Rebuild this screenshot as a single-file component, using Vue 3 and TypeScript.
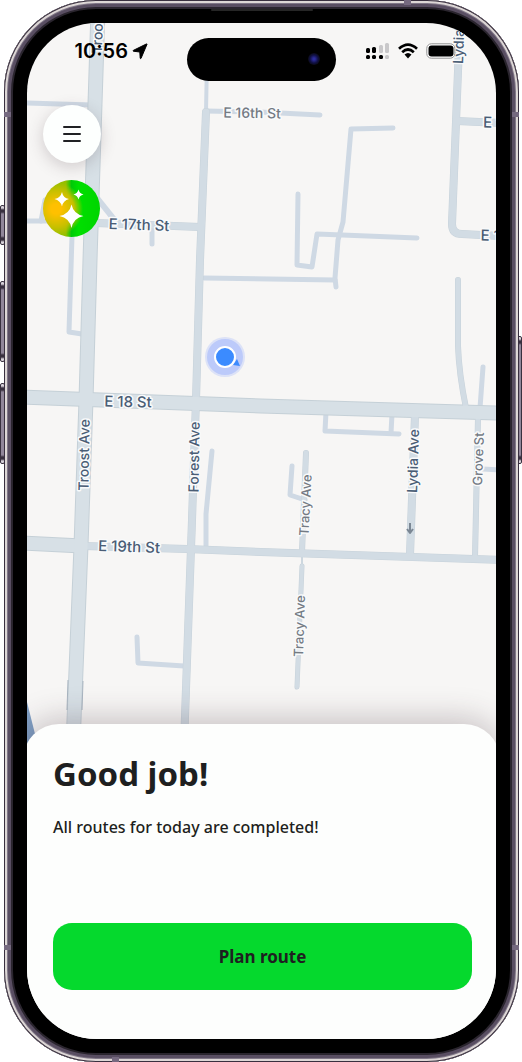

----------

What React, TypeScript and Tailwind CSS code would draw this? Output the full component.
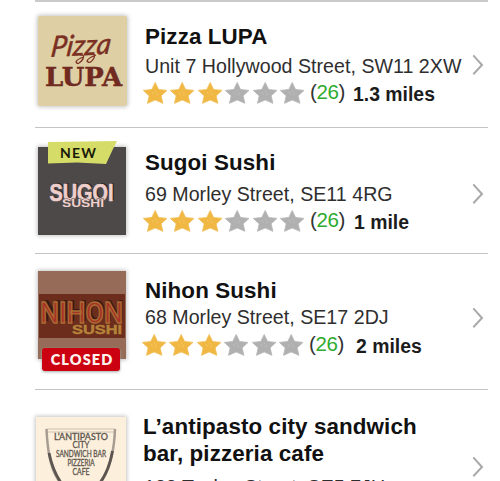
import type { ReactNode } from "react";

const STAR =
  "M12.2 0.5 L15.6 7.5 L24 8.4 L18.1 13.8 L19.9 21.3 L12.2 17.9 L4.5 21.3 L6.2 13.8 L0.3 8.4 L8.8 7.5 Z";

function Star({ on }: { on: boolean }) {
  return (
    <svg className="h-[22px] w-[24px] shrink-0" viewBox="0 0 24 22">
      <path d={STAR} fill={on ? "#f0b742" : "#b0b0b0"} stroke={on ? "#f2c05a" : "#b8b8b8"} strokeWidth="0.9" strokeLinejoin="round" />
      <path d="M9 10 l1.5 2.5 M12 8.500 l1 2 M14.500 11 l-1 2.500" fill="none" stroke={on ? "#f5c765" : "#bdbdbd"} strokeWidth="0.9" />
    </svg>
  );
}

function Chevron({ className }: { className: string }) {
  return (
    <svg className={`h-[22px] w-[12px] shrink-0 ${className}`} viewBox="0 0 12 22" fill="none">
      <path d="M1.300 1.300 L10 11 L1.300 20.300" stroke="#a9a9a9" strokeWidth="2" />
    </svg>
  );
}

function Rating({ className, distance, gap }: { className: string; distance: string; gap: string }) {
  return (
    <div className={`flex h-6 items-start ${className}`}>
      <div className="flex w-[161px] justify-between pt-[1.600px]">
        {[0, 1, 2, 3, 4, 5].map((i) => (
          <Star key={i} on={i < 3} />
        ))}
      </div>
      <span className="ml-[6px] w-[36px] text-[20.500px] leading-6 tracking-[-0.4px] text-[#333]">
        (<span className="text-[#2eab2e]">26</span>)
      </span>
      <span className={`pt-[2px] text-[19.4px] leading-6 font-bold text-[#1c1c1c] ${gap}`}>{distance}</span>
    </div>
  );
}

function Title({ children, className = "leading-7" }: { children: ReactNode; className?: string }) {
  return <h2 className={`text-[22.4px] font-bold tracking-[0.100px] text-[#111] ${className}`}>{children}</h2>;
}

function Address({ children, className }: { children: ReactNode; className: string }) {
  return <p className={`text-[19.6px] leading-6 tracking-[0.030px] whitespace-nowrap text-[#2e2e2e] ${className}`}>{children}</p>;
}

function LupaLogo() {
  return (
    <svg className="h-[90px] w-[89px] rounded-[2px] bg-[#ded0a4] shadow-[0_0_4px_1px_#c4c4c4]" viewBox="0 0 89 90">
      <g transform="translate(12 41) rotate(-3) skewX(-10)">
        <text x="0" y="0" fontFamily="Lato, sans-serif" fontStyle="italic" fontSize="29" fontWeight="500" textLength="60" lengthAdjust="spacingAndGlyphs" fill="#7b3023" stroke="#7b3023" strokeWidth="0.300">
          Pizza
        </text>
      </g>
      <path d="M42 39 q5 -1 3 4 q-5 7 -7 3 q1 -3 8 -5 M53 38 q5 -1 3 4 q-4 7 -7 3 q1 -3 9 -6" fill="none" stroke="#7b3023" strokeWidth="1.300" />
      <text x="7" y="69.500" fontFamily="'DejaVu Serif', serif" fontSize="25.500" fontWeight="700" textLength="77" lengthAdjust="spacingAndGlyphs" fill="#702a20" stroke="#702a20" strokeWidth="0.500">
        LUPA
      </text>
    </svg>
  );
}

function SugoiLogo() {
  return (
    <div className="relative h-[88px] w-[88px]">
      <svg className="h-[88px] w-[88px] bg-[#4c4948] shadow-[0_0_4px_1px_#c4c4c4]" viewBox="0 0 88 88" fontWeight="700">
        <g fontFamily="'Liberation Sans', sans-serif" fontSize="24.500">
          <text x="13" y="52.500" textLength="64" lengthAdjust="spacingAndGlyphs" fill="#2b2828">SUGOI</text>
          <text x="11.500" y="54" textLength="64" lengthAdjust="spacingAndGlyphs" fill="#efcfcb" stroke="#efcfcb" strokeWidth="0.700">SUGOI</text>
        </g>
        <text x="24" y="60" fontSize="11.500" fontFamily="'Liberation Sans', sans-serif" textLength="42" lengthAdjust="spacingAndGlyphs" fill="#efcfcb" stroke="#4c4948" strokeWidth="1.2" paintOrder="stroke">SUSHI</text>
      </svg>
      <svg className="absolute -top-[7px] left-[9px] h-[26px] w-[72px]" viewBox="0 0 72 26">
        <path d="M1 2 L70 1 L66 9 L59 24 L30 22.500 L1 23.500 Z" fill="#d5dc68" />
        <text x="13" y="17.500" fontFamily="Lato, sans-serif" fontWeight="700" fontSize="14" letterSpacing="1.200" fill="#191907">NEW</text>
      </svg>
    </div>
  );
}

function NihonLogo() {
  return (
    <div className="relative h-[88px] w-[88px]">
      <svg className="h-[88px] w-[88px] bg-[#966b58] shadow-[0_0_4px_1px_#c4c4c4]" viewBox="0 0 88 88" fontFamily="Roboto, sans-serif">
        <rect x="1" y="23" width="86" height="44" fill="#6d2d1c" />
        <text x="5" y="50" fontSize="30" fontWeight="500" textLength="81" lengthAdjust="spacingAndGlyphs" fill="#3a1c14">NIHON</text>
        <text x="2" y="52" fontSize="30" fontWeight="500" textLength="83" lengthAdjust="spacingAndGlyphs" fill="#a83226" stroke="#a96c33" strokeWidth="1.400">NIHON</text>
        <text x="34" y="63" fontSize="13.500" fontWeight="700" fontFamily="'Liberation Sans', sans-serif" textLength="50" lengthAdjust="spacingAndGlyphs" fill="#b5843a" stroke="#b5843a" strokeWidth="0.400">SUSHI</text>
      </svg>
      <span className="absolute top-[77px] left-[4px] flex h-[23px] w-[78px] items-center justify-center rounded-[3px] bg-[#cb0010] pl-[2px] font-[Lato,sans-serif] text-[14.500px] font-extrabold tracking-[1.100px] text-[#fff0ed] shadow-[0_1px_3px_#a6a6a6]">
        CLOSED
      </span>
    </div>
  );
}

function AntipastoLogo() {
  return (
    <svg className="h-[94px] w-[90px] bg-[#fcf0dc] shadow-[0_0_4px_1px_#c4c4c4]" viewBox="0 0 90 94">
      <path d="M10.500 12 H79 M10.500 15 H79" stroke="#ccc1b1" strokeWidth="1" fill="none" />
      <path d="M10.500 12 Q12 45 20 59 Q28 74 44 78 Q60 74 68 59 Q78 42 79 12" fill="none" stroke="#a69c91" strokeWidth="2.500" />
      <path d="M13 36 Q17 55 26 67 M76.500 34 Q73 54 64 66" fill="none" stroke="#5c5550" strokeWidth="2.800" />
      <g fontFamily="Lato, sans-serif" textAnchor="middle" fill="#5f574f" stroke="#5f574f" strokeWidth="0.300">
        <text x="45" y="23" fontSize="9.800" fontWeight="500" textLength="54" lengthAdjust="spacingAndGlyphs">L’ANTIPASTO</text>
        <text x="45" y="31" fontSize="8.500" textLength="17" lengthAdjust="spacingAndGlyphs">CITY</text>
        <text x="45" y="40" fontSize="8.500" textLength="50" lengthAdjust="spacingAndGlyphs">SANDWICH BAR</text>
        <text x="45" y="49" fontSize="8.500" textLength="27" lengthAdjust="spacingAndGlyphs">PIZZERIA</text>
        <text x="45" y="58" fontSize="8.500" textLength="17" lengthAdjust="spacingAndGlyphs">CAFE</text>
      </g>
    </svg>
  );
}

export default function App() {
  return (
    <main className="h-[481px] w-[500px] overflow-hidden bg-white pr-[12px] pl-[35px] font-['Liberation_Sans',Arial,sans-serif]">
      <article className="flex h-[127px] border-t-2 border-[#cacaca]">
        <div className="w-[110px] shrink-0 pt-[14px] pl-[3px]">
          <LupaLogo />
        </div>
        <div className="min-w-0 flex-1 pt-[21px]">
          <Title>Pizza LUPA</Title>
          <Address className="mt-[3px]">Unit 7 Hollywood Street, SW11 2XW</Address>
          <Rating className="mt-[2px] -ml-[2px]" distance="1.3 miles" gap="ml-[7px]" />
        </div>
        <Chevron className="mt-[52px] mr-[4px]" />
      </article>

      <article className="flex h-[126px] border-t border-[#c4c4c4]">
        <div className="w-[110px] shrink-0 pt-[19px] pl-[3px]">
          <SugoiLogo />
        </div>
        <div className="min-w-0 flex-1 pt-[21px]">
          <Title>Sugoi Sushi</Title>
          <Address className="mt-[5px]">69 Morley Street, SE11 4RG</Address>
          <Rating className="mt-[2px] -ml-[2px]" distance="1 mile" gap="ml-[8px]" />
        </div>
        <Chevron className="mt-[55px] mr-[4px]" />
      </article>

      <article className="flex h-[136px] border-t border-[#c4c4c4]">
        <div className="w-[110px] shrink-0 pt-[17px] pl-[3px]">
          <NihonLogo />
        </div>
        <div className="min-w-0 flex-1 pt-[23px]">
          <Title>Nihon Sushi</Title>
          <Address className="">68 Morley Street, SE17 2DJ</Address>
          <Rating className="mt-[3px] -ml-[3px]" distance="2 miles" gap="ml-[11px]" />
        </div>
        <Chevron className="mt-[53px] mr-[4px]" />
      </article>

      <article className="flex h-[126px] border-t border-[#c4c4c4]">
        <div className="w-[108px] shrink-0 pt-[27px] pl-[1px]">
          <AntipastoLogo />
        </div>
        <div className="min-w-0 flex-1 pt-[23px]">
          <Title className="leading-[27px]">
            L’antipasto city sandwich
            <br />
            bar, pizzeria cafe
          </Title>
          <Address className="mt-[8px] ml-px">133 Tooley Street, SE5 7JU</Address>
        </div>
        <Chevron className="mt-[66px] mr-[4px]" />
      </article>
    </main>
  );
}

----------

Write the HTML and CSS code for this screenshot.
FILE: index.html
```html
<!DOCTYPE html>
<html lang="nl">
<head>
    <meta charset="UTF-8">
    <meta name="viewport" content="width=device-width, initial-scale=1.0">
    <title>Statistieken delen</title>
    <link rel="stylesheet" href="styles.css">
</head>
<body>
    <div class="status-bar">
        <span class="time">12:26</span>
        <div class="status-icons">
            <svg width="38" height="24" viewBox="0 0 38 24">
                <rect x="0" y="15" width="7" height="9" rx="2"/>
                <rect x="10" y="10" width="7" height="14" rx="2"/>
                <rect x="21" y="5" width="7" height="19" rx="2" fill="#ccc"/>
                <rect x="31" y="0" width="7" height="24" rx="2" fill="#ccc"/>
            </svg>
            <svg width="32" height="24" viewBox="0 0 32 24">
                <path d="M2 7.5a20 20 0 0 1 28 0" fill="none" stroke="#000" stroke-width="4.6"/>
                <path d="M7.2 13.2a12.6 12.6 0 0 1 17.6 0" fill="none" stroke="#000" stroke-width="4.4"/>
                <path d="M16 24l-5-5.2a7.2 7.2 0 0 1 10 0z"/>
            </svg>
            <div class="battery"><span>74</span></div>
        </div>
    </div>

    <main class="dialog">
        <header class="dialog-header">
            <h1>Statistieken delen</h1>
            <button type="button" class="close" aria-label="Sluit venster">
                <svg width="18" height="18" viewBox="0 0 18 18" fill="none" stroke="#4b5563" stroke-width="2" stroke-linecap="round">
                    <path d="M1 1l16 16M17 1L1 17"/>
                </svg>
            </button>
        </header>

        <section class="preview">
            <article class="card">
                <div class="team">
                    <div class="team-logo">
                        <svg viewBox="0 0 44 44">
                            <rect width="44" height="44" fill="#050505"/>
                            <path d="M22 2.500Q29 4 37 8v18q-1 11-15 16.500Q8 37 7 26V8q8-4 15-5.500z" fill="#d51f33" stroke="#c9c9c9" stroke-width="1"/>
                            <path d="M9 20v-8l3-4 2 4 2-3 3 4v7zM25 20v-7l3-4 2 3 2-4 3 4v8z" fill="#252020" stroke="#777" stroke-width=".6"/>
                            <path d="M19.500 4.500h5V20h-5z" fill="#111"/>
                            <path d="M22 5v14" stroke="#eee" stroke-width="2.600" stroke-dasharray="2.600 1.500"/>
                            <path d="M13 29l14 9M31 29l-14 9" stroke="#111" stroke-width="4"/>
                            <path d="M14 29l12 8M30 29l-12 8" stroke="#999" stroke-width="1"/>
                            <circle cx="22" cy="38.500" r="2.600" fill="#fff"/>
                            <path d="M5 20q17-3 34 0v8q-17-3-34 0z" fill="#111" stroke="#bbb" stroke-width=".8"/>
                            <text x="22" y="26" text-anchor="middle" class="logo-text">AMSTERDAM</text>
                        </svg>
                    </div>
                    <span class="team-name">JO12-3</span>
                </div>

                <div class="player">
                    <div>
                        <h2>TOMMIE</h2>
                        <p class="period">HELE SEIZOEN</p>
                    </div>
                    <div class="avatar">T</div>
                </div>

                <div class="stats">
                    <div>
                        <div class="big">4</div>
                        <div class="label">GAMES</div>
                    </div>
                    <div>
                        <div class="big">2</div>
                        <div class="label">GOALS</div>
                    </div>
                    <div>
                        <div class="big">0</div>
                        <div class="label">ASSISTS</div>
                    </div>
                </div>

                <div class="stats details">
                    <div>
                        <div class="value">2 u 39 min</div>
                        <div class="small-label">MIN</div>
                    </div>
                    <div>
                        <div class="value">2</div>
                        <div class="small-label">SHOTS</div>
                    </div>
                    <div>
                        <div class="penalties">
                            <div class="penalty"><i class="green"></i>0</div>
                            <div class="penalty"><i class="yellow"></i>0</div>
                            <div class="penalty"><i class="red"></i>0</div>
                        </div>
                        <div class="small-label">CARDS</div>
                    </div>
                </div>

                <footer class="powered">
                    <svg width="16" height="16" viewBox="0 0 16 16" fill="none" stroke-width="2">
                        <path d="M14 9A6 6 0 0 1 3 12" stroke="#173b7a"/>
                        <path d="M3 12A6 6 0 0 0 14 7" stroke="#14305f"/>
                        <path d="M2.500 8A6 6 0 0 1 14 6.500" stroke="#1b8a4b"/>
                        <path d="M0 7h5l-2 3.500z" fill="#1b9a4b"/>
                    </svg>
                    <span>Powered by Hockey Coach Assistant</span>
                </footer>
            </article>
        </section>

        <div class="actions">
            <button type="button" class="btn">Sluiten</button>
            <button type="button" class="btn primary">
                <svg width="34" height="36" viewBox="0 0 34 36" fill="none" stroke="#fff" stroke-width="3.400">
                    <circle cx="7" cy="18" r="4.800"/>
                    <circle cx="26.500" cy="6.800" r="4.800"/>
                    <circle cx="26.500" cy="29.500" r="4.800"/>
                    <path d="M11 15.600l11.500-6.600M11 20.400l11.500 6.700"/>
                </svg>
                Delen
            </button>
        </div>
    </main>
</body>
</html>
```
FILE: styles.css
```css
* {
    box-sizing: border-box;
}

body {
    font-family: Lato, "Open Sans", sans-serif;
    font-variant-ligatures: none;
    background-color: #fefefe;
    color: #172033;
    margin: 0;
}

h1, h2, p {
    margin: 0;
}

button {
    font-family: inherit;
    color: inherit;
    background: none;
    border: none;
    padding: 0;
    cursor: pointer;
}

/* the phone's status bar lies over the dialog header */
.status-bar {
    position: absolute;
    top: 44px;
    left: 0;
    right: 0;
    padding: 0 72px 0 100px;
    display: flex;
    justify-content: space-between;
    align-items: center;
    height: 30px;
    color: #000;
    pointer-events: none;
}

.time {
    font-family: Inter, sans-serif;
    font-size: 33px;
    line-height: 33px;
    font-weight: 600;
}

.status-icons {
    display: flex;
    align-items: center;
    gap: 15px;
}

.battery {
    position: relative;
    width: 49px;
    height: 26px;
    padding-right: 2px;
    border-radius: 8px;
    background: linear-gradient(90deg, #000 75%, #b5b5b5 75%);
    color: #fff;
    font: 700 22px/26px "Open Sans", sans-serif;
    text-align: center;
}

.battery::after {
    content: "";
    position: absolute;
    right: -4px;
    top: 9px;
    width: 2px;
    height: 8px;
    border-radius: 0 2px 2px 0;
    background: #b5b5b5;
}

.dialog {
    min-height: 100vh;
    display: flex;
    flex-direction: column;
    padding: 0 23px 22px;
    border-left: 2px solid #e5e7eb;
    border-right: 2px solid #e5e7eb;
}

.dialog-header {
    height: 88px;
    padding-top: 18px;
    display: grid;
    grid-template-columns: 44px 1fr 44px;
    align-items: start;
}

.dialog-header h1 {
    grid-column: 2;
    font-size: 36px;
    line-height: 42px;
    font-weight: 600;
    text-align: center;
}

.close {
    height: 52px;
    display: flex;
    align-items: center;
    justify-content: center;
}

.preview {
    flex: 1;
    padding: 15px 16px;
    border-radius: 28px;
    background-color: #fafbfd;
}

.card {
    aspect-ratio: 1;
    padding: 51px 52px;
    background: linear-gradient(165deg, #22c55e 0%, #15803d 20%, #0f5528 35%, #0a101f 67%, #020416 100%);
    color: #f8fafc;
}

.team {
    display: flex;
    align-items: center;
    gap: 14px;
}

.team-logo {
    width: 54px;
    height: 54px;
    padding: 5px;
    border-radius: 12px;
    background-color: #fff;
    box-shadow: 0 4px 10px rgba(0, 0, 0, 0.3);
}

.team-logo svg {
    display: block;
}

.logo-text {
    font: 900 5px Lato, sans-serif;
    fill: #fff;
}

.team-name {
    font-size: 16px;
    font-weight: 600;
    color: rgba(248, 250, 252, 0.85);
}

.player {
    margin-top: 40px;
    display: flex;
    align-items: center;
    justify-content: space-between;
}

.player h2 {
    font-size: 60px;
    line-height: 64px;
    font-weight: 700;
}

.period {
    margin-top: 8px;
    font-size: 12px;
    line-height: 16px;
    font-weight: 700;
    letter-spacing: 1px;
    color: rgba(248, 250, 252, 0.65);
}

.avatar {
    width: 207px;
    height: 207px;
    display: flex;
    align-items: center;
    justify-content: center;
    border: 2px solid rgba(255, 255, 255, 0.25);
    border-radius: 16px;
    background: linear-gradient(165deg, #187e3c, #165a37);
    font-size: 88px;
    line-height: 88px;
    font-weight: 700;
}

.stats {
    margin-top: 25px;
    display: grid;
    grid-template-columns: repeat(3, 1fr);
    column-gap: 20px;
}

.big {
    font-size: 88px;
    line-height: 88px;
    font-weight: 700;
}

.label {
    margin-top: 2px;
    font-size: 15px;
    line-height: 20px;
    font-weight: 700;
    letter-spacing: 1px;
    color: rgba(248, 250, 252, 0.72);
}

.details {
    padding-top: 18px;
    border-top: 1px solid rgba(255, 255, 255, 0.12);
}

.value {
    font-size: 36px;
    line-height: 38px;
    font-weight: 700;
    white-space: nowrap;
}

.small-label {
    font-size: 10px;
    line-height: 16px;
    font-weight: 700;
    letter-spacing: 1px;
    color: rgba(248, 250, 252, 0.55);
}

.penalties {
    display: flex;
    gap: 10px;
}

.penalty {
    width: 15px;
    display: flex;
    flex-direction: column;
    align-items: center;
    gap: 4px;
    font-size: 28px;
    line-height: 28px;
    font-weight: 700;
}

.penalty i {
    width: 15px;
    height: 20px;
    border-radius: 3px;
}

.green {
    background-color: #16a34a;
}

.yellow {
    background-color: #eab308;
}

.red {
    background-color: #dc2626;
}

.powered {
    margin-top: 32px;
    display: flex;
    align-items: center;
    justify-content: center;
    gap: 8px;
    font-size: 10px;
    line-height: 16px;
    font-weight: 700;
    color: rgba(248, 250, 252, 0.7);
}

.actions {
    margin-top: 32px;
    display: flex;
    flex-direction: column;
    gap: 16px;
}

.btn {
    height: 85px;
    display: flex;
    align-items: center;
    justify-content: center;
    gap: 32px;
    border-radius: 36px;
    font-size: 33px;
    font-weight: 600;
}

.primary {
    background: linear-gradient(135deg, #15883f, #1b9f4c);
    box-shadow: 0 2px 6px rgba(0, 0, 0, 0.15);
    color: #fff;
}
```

----------

→ **Exercise objective**:
Copy, exactly as they stand, the lines from the one that holds "What React, TypeScript" to the one that holds "0.5 L15.6 7.5", both included, and drop every picture.

→ **Task solution**:
What React, TypeScript and Tailwind CSS code would draw this? Output the full component.
import type { ReactNode } from "react";

const STAR =
  "M12.2 0.5 L15.6 7.5 L24 8.4 L18.1 13.8 L19.9 21.3 L12.2 17.9 L4.5 21.3 L6.2 13.8 L0.3 8.4 L8.8 7.5 Z";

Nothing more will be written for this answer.